begin
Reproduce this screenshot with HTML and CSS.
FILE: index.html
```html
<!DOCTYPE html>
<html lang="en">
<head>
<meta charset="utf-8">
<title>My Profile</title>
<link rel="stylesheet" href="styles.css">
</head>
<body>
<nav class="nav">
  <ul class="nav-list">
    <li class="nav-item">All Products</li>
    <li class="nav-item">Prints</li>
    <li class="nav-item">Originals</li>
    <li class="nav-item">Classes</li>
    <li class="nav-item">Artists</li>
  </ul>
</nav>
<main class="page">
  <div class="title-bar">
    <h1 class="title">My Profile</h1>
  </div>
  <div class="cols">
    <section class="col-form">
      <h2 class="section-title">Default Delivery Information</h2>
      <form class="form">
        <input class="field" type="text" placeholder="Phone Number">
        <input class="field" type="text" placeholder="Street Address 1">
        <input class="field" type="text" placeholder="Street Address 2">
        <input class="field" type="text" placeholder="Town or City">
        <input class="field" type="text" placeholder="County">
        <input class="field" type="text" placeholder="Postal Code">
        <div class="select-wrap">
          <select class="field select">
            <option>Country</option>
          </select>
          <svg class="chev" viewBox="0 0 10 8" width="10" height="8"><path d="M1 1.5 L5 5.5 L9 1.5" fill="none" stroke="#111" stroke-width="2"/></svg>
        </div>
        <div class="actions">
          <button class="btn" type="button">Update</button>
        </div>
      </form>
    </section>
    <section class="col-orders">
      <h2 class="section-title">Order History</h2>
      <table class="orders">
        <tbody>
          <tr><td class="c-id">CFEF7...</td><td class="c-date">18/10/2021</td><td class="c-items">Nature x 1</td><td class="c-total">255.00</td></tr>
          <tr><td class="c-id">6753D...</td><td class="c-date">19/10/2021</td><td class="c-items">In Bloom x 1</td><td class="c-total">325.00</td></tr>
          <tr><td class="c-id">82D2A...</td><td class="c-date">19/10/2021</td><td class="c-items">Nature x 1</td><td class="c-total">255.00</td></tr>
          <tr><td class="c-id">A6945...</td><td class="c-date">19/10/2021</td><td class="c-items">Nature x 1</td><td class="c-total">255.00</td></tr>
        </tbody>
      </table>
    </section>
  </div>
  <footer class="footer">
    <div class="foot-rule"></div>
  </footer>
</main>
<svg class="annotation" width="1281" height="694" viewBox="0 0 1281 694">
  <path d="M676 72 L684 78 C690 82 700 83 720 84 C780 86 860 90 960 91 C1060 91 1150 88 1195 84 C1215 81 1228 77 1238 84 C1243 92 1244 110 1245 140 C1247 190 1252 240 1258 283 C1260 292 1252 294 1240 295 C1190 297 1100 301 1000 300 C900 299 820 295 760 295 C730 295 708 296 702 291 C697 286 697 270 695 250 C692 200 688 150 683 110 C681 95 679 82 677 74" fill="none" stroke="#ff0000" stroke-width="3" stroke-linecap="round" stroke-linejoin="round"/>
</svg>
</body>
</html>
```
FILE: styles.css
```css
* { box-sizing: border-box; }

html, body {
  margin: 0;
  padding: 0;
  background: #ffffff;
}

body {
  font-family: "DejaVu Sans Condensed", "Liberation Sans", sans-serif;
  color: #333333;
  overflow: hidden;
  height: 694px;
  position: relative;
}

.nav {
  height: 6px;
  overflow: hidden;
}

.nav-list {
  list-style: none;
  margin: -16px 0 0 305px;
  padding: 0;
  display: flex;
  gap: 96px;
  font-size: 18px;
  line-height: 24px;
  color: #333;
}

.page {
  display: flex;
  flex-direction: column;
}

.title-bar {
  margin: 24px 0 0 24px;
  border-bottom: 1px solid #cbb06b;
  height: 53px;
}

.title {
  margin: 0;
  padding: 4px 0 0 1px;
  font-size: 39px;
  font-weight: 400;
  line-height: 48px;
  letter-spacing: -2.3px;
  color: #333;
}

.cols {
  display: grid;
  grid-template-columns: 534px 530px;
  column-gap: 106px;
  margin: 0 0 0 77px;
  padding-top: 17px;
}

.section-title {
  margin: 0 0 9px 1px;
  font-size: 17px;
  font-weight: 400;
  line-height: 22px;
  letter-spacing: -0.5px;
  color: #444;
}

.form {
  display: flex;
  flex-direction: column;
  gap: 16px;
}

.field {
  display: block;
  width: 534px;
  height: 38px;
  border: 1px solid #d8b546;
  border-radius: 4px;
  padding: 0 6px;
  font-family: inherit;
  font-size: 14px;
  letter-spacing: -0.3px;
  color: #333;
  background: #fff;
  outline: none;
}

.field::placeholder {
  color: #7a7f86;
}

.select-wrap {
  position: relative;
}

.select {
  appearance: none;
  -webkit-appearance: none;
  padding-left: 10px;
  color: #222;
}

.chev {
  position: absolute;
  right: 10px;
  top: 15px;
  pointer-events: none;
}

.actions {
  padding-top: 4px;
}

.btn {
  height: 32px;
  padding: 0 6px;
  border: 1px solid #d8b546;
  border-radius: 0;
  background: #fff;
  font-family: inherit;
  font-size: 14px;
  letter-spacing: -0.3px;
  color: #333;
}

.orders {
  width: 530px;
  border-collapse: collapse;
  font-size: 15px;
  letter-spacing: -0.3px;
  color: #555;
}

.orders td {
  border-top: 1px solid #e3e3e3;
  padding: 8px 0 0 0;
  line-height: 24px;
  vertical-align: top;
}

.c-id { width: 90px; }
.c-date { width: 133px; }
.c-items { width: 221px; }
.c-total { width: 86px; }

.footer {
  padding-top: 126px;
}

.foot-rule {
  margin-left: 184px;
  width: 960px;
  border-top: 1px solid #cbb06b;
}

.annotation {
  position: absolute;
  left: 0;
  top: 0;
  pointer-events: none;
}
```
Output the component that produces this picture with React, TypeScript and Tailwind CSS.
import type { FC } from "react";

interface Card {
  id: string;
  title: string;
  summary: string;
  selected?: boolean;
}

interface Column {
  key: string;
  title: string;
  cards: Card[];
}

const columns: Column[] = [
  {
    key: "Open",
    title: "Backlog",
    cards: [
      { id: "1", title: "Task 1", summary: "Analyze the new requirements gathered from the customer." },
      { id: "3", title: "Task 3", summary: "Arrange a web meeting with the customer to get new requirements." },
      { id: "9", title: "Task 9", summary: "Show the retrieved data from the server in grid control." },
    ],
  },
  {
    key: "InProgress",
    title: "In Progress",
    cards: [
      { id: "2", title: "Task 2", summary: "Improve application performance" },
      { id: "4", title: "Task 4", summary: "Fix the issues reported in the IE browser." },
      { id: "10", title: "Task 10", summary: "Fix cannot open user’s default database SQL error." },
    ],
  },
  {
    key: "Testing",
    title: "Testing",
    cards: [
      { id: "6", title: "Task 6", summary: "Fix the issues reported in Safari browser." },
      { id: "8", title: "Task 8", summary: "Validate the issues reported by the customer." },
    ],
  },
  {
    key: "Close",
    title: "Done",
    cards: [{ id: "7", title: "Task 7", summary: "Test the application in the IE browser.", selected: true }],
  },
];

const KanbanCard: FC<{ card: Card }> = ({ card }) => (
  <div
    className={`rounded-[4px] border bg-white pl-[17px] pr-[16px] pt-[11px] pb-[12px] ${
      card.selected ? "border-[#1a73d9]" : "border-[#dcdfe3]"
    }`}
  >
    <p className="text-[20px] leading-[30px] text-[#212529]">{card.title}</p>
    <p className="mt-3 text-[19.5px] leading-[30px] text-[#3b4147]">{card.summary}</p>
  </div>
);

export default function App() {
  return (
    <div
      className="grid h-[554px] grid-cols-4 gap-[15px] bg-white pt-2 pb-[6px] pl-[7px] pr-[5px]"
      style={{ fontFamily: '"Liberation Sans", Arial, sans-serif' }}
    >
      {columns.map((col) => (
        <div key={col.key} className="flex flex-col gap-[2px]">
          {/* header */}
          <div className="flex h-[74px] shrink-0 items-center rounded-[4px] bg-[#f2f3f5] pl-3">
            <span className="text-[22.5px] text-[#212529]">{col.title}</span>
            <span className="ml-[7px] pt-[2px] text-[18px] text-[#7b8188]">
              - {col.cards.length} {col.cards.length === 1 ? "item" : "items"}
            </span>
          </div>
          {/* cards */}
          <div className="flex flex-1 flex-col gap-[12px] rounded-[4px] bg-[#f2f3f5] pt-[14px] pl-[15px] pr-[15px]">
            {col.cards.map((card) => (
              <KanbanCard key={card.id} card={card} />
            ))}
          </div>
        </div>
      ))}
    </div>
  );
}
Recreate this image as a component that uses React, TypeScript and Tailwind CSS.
end
TASK DETAILS. What number of lines in the records contain the word "Tailwind"? Answer with that number alone.

ANSWER IN FULL. 2